Die Fassung des § 16 AußStrG., wonach in Gegenständen außer Streitsachen dann, wenn das Obergericht den Bescheid des unteren Richters bestätigt, nur im Falle einer offenbaren Gesetz- oder Aktenwidrigkeit der Entscheidung oder einer begangenen Nullität die Beschwerde an den Obersten Gerichtshof stattfindet, bestätigt die Richtigkeit der langjährigen Auslegungspraxis dieses Gerichtshofes. Beim Vorliegen zweier gleichlautender Entscheidungen der Untergerichte soll eben nur in Ausnahmefällen der Oberste Gerichtshof angerufen werden könne. Wenn der Begriff der offenbaren Gesetzwidrigkeit dasselbe wäre wie der Begriff der unrichtigen rechtlichen Beurteilung, wie Herz a. a. O., derselbe, In dubio pro iudicio?, ÖJZ. 1956 S. 253 ff., Schneider, ÖJZ. 1958 S. 507 f. und Mayer, Zum Begriff der "offenbaren Gesetzwidrigkeit" gemäß § 16 Abhandlungs- Patent, JBl. 1953 S. 402, annehmen, bestunde der Ausnahmefall des § 16 AußStrG. nur darin, daß bei gleichlautenden Entscheidungen gerade nur der Rekursgrund der Mangelhaftigkeit des Verfahrens (der Rekursgrund der unrichtigen Beweiswürdigung kommt in der dritten Instanz von vornherein nicht in Frage) wegfiele. Soweit die angeführten Schriftsteller, aber auch Kastner, zum außerordentlichen Revisionsrekurs im außerstreitigen Verfahren, NotZ. 1953 S. 152, rechtspolitische Erwägungen anstellen, kann auf sie nicht eingegangen werden.

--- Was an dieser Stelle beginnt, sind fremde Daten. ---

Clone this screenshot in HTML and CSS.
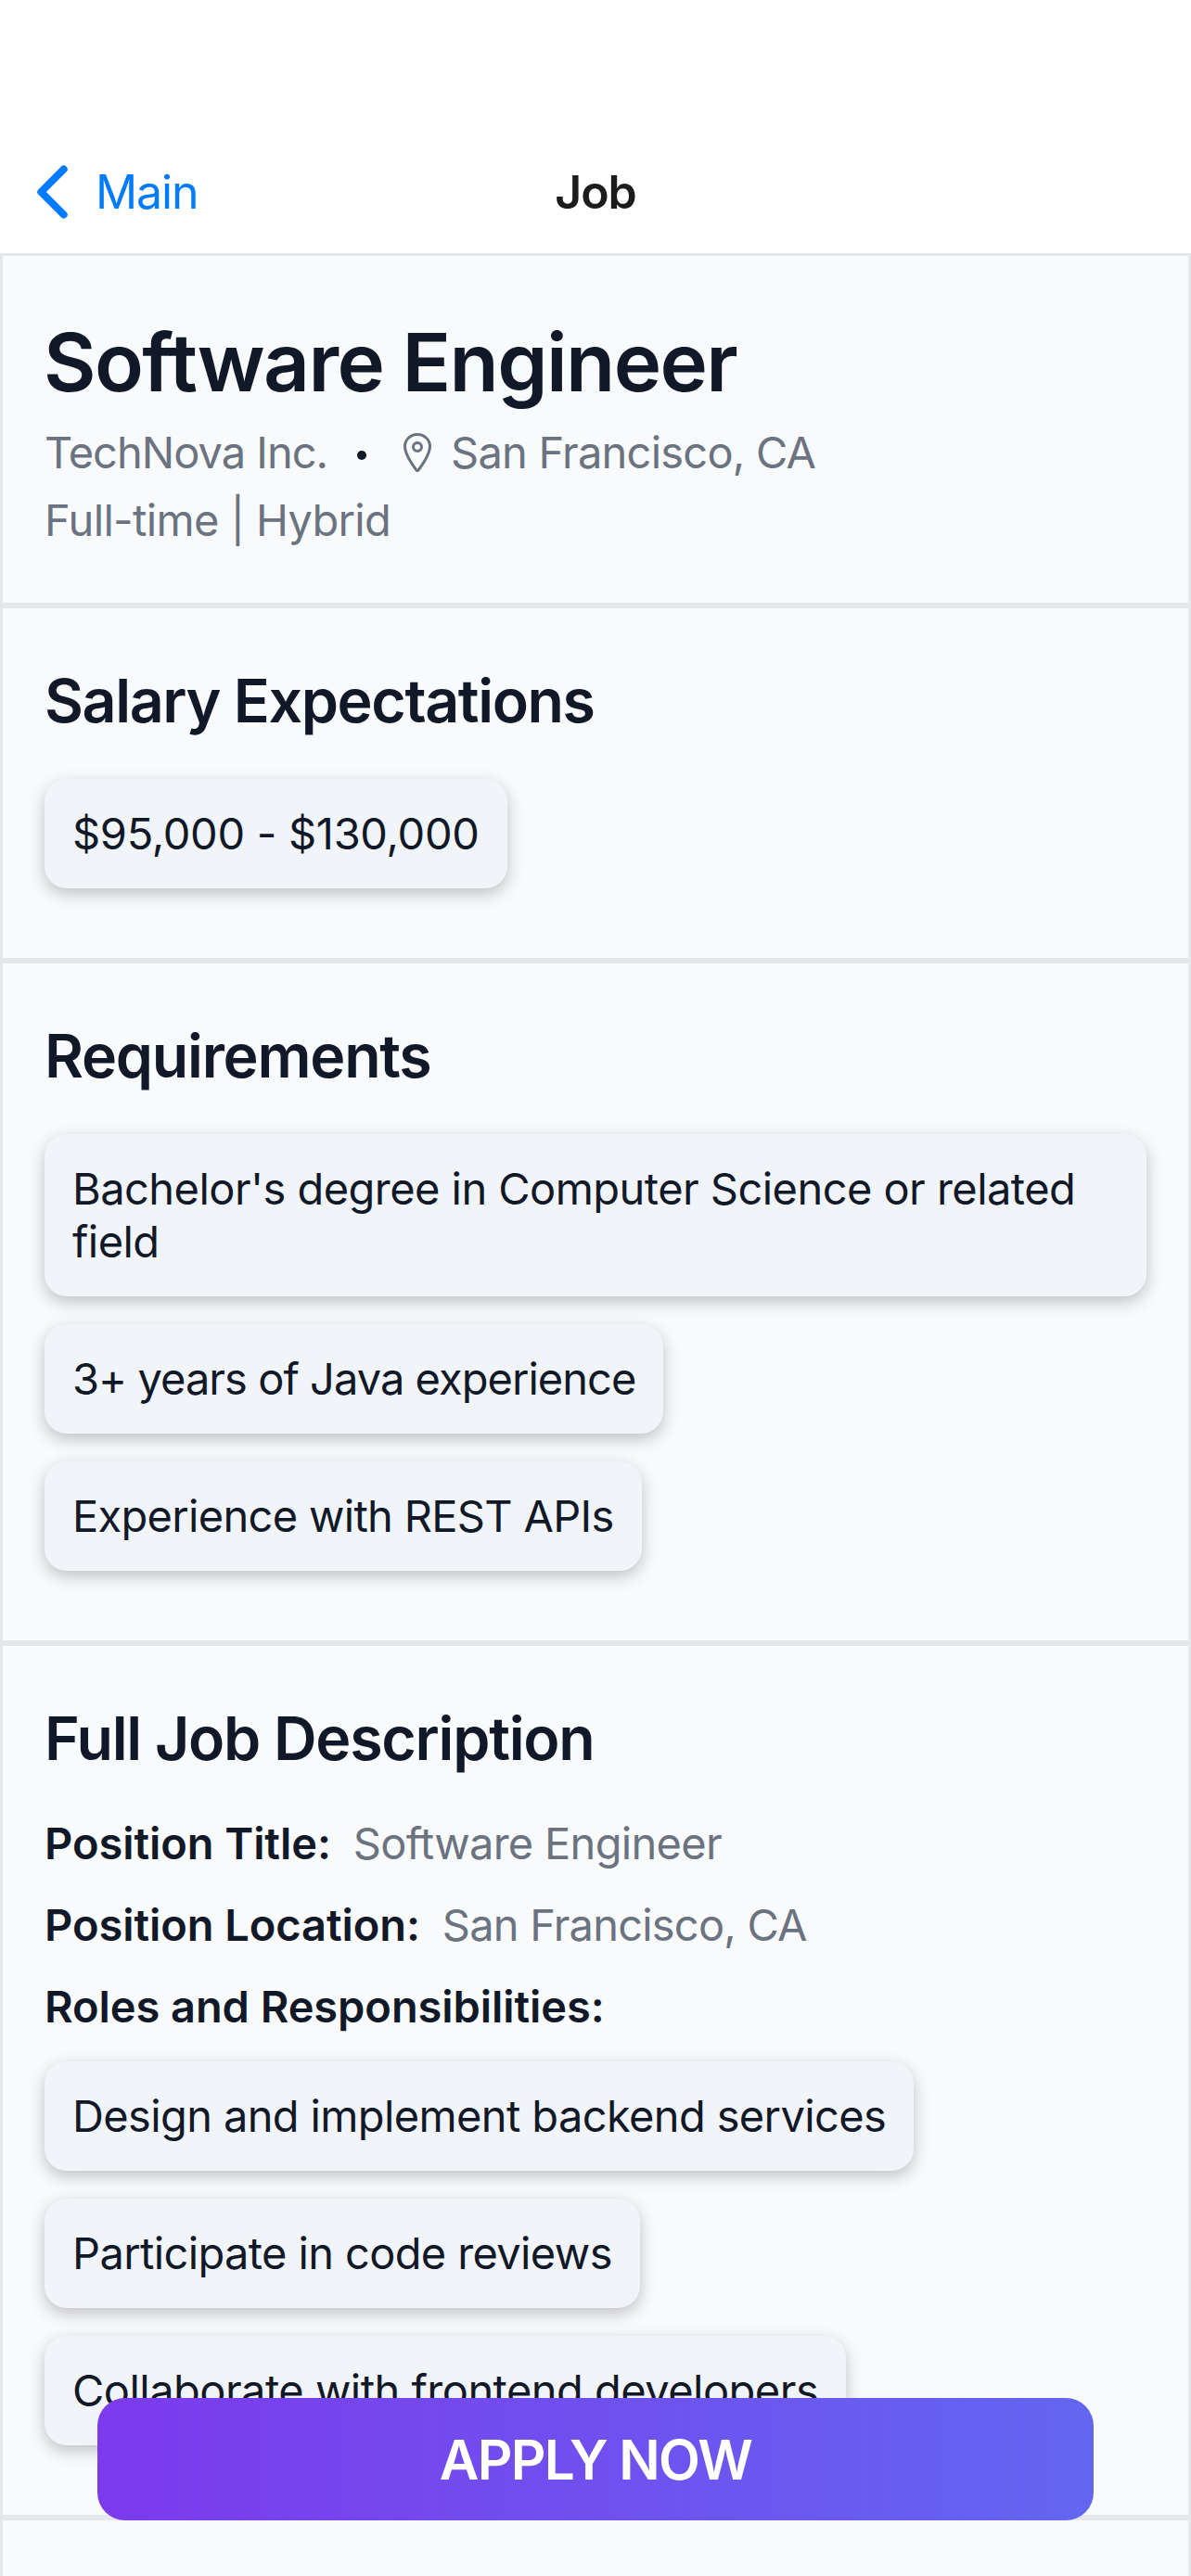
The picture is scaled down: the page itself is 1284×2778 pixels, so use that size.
FILE: index.html
```html
<!DOCTYPE html>
<html lang="en">
<head>
<meta charset="utf-8">
<title>Job</title>
<link rel="stylesheet" href="styles.css">
</head>
<body>
<div class="screen">
  <header class="nav">
    <a class="back">
      <svg class="chevron" viewBox="0 0 36 60" aria-hidden="true"><path d="M30.7 5.5 6.3 30 30.7 54.5"/></svg>
      <span class="back-label">Main</span>
    </a>
    <h1 class="nav-title">Job</h1>
  </header>
  <main class="content">
    <section class="section summary">
      <h2 class="job-title">Software Engineer</h2>
      <div class="meta">
        <span class="company">TechNova Inc.</span>
        <span class="dot"></span>
        <svg class="pin" viewBox="0 0 512 512" aria-hidden="true"><path d="M256 48c-79.5 0-144 61.39-144 137 0 87 96 224.87 131.25 272.49a15.77 15.77 0 0025.5 0C304 409.89 400 272.07 400 185c0-75.61-64.5-137-144-137z"/><circle cx="256" cy="192" r="48"/></svg>
        <span class="place">San Francisco, CA</span>
      </div>
      <div class="meta">Full-time | Hybrid</div>
    </section>
    <section class="section">
      <h3 class="heading heading-salary">Salary Expectations</h3>
      <div class="chips">
        <div class="chip chip-salary">$95,000 - $130,000</div>
      </div>
    </section>
    <section class="section">
      <h3 class="heading">Requirements</h3>
      <div class="chips">
        <div class="chip chip-multiline">Bachelor's degree in Computer Science or related field</div>
        <div class="chip chip-tight">3+ years of Java experience</div>
        <div class="chip chip-snug">Experience with REST APIs</div>
      </div>
    </section>
    <section class="section">
      <h3 class="heading">Full Job Description</h3>
      <div class="facts">
        <div class="fact"><span class="label">Position Title:</span><span class="value">Software Engineer</span></div>
        <div class="fact"><span class="label">Position Location:</span><span class="value value-place">San Francisco, CA</span></div>
        <div class="fact"><span class="label">Roles and Responsibilities:</span></div>
      </div>
      <div class="chips">
        <div class="chip">Design and implement backend services</div>
        <div class="chip">Participate in code reviews</div>
        <div class="chip chip-loose">Collaborate with frontend developers</div>
      </div>
    </section>
  </main>
  <button class="apply">APPLY NOW</button>
</div>
</body>
</html>
```

FILE: styles.css
```css
* { box-sizing: border-box; }

body {
  margin: 0;
  background: #fff;
  color: #111827;
  font-family: Inter, "Liberation Sans", sans-serif;
  font-size: 47px;
  line-height: 58px;
}

h1, h2, h3 { margin: 0; font-weight: 600; }

.screen {
  position: relative;
  display: flex;
  flex-direction: column;
  width: 1284px;
  height: 2778px;
  overflow: hidden;
}

.nav {
  display: grid;
  grid-template-columns: 1fr auto 1fr;
  align-items: center;
  height: 273px;
  padding: 141px 38px 0 38px;
  font-size: 50px;
  background: #fff;
}

.back { display: flex; align-items: center; gap: 29px; color: #007aff; }
.back-label { letter-spacing: -1.1px; }
.chevron {
  width: 36px;
  height: 60px;
  fill: none;
  stroke: currentColor;
  stroke-width: 8px;
  stroke-linecap: round;
  stroke-linejoin: round;
}

.nav-title { color: #1c1c1e; font-size: 50px; letter-spacing: -1.1px; }

.content {
  flex: 1;
  border: 3px solid #e5e7eb;
  border-bottom: 0;
  background: #f9fafc;
}

.section {
  padding: 60px 45px 75px;
  border-bottom: 6px solid #e5e7eb;
}

.summary { display: flex; flex-direction: column; gap: 15px; padding-bottom: 60px; }

.job-title {
  height: 108px;
  margin-left: -1px;
  font-size: 87px;
  line-height: 110px;
  letter-spacing: -1.63px;
}

.meta {
  display: flex;
  align-items: center;
  height: 58px;
  color: #6b7280;
  letter-spacing: -0.65px;
}
.company { letter-spacing: -0.99px; }
.dot {
  width: 10px;
  height: 10px;
  margin: 6px 31px 0 32px;
  border-radius: 50%;
  background: #111827;
}
.pin {
  width: 48px;
  height: 48px;
  margin-right: 12px;
  fill: none;
  stroke: currentColor;
  stroke-width: 32;
  stroke-linecap: round;
  stroke-linejoin: round;
}
.place, .value-place { letter-spacing: -0.78px; }

.heading {
  height: 79px;
  margin-bottom: 45px;
  font-size: 64.5px;
  line-height: 81px;
  letter-spacing: -1.27px;
}
.heading-salary { letter-spacing: -1.41px; }

.chips { display: flex; flex-direction: column; align-items: flex-start; gap: 30px; }

.chip {
  padding: 30px;
  border-radius: 24px;
  background: #f1f4f9;
  box-shadow: 0 6px 18px rgba(0, 0, 0, 0.23);
  letter-spacing: -0.63px;
}
.chip-salary { letter-spacing: -0.3px; }
.chip-multiline { height: 175px; line-height: 57px; letter-spacing: -0.55px; }
.chip-tight { letter-spacing: -0.96px; }
.chip-snug { letter-spacing: -0.69px; }
.chip-loose { letter-spacing: -0.53px; }

.facts { display: flex; flex-direction: column; gap: 30px; margin-bottom: 30px; }
.fact { display: flex; gap: 24px; }
.label { font-weight: 600; letter-spacing: -0.07px; }
.value { color: #6b7280; letter-spacing: -0.71px; }
.value.value-place { letter-spacing: -0.8px; }

.apply {
  position: absolute;
  right: 105px;
  bottom: 60px;
  left: 105px;
  height: 132px;
  padding: 2px 0 0;
  border: 0;
  border-radius: 30px;
  background: linear-gradient(90deg, #7c3aed, #6366f1);
  color: #fff;
  font: 560 58.5px/130px Inter, "Liberation Sans", sans-serif;
  letter-spacing: -1.7px;
}
```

Ganz besonders spricht aber die prozeßgerichtliche Begriffsentwicklung für die Richtigkeit der Ansicht des Obersten Gerichtshofes. Das kaiserliche Patent vom 9. August 1854, RGBl. Nr. 208, wodurch ein neues Gesetz über das gerichtliche Verfahren in Rechtsangelegenheiten außer Streitsachen eingeführt wurde, ist zu einer Zeit erlassen worden, als das kaiserliche Patent vom 1. Mai 1781, JGS. Nr. 13, mit dem die Allgemeine Gerichtsordnung in Kraft gesetzt wurde, gegolten hat. Nach deren § 260 war jede Revision, aber auch jeder Rekurs gegen eine bestätigende Entscheidung unzulässig. Erst allmählich bildete sich ein außerordentlicher Revisionszug heraus, der zunächst der kaiserlichen Genehmigung bedurfte, dann aber auf Grund des A. h. Kabinettschreibens vom 14. Jänner 1837 unter der Voraussetzung für zulässig erklärt wurde, daß eine Zweidrittelmajorität des zur Entscheidung berufenen Senates der Obersten Justizstelle dafür wäre und daß sich die gleichförmigen Urteile "wirklich als offenbar gesetzwidrig darstellen" (Maasburg, Geschichte der Obersten Justizstelle in Wien[2] S. 48, Anm. 102). Damit war der Begriff der offenbaren Gesetzwidrigkeit, der mit Rücksicht auf das grundsätzliche Verbot eines weiteren Rechtszuges gegen gleichlautende Entscheidungen als Fall der qualifizierten, evidenten Gesetzwidrigkeit aufzufassen war, als Ventil gegen "offenbare Ungerechtigkeit" (vgl. HfD. v. 15. Februar 1833, JGS. Nr. 2593) geschaffen worden.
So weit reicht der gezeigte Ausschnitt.